__WRITTEN INSTRUCTION__
Exactly reproduce the lines that run from the one containing "Clone this screenshot" through the one containing "import React from 'react';", ends included, with no pictures.

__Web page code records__

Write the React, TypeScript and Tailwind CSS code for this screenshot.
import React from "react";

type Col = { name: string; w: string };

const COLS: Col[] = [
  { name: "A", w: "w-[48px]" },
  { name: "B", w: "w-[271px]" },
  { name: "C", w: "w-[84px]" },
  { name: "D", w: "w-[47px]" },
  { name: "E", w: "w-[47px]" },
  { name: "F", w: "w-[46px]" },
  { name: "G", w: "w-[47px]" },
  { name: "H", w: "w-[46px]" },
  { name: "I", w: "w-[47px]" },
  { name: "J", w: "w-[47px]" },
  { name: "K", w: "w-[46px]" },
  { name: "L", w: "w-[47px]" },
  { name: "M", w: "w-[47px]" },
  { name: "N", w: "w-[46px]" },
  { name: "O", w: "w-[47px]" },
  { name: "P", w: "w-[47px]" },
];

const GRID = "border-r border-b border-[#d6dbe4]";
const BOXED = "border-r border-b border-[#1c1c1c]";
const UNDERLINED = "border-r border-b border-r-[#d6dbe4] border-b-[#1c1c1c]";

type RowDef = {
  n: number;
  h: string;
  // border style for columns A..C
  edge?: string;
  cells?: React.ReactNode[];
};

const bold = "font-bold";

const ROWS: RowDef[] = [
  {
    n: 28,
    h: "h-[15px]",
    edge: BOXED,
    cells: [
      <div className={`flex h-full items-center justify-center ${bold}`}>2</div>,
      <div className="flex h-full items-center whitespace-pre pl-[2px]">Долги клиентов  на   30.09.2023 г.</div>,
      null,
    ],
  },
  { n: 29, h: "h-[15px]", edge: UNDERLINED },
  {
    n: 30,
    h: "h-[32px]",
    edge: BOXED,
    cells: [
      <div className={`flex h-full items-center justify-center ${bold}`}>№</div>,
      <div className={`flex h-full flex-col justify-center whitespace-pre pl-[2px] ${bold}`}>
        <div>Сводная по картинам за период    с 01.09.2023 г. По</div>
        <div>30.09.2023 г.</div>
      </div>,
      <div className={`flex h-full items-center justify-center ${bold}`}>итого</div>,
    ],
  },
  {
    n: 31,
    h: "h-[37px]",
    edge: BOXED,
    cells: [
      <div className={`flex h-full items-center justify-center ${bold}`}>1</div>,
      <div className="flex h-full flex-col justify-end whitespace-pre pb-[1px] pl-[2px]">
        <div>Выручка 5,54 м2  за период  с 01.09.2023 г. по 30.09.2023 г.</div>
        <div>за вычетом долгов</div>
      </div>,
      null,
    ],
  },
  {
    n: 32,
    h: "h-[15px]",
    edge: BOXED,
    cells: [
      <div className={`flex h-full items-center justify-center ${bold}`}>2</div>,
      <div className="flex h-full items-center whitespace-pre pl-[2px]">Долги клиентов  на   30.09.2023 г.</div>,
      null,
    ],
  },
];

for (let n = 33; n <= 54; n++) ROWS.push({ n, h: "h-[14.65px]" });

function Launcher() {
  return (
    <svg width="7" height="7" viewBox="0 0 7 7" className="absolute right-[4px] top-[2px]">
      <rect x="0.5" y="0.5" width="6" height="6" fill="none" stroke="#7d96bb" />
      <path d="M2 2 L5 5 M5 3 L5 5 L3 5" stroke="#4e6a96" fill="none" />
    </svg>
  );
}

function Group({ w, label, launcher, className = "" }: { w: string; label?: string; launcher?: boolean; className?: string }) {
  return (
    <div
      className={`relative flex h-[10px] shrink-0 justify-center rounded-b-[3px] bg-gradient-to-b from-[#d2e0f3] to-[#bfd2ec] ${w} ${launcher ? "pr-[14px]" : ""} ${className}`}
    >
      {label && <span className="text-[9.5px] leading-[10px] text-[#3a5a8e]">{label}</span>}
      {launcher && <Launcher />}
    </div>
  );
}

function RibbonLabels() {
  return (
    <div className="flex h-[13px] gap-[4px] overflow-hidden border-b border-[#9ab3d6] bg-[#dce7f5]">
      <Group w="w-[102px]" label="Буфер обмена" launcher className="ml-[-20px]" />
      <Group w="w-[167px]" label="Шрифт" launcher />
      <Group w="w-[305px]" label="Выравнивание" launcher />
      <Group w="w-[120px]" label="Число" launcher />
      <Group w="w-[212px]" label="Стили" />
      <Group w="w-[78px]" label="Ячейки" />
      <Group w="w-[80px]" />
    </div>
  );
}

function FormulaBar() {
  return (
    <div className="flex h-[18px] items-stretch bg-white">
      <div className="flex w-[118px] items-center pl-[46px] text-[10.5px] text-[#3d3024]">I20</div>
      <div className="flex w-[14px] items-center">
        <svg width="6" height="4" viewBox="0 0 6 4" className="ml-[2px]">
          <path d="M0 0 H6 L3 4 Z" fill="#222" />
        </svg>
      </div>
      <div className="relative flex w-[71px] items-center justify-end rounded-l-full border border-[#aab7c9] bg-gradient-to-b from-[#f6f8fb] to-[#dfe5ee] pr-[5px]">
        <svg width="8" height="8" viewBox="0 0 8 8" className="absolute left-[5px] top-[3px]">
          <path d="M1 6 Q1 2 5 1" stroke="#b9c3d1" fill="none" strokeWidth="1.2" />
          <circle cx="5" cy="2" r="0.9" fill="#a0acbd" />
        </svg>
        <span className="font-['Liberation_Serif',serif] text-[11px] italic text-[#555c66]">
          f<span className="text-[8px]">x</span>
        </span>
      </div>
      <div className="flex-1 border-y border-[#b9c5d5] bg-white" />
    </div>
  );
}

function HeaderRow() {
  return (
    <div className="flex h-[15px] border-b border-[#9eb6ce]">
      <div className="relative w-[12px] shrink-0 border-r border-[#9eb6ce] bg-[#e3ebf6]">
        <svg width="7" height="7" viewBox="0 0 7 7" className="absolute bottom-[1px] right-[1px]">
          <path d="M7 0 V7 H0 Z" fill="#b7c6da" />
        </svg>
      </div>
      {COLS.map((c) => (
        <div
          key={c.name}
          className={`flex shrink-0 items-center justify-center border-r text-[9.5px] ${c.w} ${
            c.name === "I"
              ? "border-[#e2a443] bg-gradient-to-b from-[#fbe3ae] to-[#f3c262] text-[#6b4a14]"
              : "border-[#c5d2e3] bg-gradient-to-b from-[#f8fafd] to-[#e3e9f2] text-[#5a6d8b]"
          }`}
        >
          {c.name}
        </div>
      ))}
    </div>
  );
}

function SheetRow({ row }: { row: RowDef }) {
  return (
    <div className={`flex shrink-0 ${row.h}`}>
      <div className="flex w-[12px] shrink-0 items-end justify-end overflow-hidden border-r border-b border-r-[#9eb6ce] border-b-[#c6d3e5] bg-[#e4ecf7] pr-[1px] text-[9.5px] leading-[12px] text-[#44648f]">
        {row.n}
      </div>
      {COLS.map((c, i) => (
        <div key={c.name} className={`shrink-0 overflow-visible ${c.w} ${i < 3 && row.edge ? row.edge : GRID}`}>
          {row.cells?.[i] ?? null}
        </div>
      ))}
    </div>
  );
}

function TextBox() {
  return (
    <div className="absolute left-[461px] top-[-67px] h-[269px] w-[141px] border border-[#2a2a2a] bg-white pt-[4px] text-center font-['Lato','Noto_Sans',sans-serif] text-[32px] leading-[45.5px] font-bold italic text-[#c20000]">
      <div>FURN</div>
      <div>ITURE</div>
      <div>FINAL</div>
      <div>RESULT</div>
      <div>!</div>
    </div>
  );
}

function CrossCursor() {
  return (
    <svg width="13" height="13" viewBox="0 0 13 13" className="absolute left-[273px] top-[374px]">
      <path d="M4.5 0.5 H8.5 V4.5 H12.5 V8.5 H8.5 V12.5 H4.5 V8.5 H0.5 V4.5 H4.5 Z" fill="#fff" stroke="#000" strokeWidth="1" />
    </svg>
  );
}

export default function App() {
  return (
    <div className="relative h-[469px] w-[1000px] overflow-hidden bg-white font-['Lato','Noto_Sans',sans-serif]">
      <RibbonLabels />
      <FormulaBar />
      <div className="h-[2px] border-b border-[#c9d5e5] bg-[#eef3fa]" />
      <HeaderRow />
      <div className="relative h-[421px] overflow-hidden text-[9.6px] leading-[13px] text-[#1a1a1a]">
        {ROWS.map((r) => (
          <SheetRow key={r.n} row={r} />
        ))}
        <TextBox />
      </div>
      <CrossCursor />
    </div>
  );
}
==
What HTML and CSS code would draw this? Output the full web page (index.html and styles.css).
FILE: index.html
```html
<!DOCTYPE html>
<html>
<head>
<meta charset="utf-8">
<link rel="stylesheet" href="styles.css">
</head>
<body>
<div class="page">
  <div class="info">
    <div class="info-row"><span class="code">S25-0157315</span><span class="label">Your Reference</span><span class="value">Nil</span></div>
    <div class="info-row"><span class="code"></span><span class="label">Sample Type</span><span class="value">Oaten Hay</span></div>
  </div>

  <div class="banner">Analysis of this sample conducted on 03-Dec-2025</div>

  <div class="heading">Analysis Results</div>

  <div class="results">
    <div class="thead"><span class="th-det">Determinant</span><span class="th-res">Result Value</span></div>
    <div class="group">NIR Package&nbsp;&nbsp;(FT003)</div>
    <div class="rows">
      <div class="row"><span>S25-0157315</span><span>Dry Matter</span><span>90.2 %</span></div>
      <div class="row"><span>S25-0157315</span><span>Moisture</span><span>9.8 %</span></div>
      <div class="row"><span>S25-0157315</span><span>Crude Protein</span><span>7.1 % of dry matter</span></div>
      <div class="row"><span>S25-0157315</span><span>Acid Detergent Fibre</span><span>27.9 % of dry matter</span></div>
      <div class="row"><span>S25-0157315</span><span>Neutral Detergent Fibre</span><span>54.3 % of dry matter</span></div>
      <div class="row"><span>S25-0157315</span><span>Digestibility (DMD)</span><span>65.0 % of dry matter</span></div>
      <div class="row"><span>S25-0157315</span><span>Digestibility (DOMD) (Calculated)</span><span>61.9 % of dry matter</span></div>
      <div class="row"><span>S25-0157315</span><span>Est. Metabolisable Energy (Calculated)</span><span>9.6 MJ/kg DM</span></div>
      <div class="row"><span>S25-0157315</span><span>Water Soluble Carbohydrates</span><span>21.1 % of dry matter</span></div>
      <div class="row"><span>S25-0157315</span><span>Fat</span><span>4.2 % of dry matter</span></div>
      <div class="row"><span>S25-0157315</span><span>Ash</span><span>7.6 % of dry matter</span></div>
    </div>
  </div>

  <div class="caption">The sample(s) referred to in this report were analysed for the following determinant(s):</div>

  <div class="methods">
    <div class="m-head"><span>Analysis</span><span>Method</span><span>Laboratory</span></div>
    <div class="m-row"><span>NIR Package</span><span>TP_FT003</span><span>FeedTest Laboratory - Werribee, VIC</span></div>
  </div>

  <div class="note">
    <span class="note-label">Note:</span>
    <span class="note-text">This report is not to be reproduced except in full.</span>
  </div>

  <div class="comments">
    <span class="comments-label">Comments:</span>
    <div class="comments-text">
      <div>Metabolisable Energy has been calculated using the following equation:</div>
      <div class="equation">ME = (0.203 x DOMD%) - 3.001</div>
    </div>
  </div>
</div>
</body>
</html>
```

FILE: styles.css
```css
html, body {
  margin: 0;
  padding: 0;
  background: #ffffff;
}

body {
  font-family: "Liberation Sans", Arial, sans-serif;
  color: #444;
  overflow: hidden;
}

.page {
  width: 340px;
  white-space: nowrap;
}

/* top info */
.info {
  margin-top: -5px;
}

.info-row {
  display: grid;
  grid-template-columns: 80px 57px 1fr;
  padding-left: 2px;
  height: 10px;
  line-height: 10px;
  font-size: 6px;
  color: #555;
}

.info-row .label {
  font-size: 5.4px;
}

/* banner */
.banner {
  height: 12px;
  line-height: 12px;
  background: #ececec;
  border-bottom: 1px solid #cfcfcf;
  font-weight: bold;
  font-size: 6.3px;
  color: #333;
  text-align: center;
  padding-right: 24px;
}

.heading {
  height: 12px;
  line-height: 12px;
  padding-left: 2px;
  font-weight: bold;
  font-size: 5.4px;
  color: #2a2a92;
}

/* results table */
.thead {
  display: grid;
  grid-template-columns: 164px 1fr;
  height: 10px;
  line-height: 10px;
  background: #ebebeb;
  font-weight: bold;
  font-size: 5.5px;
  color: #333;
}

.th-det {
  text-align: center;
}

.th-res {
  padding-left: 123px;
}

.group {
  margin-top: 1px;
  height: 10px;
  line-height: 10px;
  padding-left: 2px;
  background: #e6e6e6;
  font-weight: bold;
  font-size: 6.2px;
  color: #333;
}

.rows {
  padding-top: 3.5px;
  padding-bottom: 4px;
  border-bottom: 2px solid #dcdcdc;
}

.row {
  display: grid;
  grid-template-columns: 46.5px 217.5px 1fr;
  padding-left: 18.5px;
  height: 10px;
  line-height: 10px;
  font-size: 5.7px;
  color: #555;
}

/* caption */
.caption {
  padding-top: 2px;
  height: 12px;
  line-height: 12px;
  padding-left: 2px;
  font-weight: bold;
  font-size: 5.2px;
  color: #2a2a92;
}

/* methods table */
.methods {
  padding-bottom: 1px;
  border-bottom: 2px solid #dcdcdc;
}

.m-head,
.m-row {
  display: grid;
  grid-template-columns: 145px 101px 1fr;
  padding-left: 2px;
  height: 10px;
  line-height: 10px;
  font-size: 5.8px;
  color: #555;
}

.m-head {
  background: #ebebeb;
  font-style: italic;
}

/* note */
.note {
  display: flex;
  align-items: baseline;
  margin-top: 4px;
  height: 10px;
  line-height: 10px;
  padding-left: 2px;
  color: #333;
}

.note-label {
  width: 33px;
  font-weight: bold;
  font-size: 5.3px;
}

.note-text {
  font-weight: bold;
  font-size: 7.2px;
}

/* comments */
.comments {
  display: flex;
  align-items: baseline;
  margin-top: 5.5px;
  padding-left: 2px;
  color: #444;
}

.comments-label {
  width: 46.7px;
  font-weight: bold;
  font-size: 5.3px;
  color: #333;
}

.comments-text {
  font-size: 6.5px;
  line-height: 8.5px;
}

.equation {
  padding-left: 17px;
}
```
==
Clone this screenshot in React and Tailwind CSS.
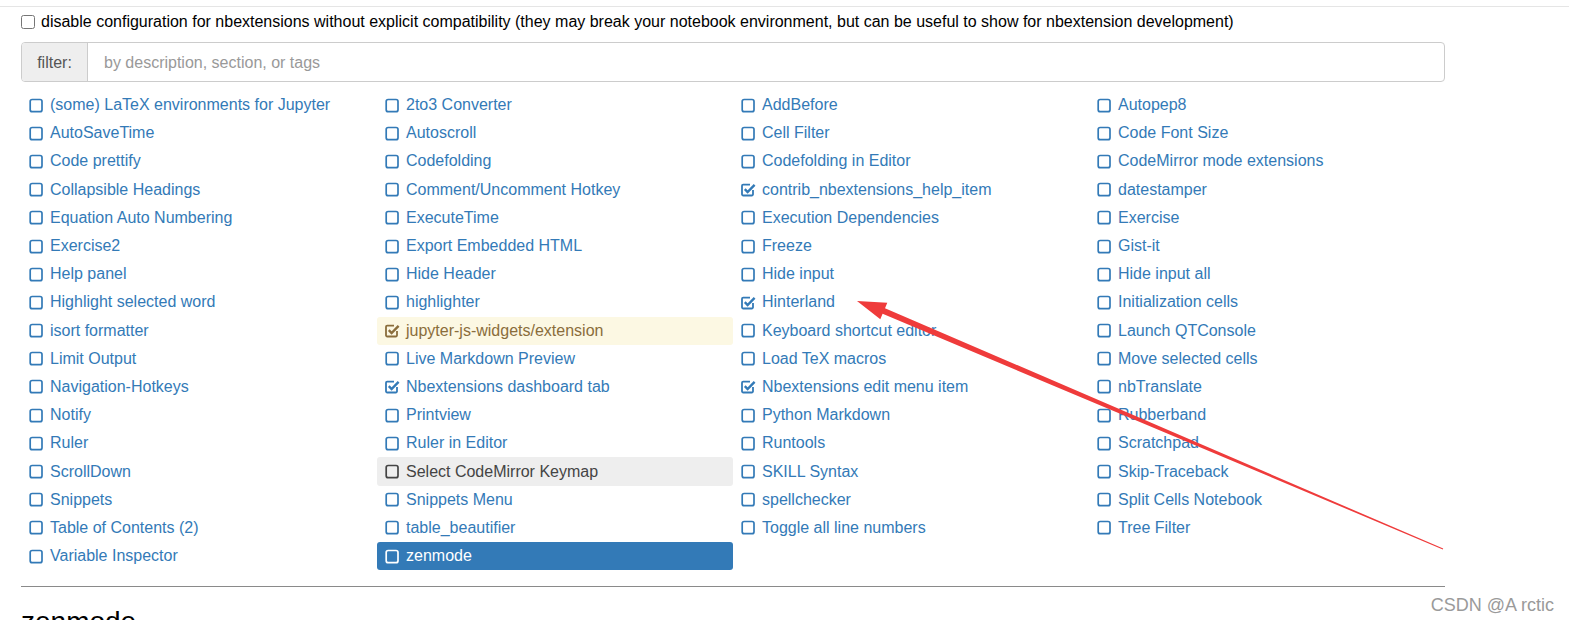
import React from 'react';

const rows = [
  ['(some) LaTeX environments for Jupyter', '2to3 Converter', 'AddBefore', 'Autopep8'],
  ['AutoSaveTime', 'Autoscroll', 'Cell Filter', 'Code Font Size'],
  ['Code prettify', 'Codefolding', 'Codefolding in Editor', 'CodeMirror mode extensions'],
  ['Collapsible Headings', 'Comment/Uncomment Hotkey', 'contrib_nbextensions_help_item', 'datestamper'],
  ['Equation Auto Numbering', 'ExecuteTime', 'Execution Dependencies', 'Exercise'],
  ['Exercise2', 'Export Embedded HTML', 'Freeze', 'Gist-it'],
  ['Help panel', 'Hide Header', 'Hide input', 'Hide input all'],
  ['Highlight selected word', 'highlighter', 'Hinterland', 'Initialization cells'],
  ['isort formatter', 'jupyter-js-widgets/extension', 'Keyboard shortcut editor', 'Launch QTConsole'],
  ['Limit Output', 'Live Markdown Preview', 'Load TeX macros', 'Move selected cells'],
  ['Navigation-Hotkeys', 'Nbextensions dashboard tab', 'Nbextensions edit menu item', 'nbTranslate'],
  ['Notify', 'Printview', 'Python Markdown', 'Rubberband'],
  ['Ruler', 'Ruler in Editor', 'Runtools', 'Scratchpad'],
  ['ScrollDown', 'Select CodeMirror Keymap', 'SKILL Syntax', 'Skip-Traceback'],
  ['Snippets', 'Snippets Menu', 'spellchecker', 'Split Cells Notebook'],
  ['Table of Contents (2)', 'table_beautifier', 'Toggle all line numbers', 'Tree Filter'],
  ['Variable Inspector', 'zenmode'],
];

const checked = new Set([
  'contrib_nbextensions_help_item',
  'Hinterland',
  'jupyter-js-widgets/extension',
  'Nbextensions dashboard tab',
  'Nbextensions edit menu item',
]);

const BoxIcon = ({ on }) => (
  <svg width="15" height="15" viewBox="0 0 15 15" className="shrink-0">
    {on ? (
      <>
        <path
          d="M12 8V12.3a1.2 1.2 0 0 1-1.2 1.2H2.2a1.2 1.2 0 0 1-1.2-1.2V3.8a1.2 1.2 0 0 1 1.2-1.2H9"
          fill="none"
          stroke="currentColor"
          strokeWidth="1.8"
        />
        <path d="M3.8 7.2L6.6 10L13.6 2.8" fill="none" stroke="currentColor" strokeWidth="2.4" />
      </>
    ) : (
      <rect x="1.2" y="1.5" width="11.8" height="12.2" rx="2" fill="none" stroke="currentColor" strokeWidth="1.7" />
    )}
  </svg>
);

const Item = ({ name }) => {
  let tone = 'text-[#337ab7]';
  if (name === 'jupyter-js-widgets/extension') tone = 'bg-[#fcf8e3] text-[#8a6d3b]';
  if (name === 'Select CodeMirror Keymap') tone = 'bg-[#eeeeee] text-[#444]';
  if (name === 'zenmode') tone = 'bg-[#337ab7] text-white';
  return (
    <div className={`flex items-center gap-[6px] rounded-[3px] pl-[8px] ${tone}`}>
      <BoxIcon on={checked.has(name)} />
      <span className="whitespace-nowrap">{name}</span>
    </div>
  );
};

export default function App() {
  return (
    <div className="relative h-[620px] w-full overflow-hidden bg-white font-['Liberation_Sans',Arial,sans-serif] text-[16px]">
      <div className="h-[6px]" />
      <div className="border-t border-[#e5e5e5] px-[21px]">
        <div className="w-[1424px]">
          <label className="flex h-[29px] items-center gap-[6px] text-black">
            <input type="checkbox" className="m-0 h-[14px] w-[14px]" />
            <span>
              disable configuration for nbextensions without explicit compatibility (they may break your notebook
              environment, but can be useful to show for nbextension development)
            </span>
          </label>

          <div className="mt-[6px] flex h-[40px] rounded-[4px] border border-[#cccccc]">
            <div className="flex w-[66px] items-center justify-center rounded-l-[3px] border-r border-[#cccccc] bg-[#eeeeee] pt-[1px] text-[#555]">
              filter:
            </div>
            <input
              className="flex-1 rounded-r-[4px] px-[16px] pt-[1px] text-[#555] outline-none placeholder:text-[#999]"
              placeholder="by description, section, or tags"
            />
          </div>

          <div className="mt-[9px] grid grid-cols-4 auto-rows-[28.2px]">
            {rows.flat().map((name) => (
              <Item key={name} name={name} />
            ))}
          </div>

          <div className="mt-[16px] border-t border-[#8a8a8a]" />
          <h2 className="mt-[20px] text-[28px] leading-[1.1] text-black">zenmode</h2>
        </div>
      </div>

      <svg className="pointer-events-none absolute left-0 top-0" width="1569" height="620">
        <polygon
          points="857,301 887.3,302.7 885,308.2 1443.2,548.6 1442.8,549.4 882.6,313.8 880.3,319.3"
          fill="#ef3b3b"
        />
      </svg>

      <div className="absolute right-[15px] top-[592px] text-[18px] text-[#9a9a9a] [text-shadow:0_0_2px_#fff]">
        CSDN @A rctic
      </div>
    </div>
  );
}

__CORRECT OUTPUT__
Clone this screenshot in React and Tailwind CSS.
import React from 'react';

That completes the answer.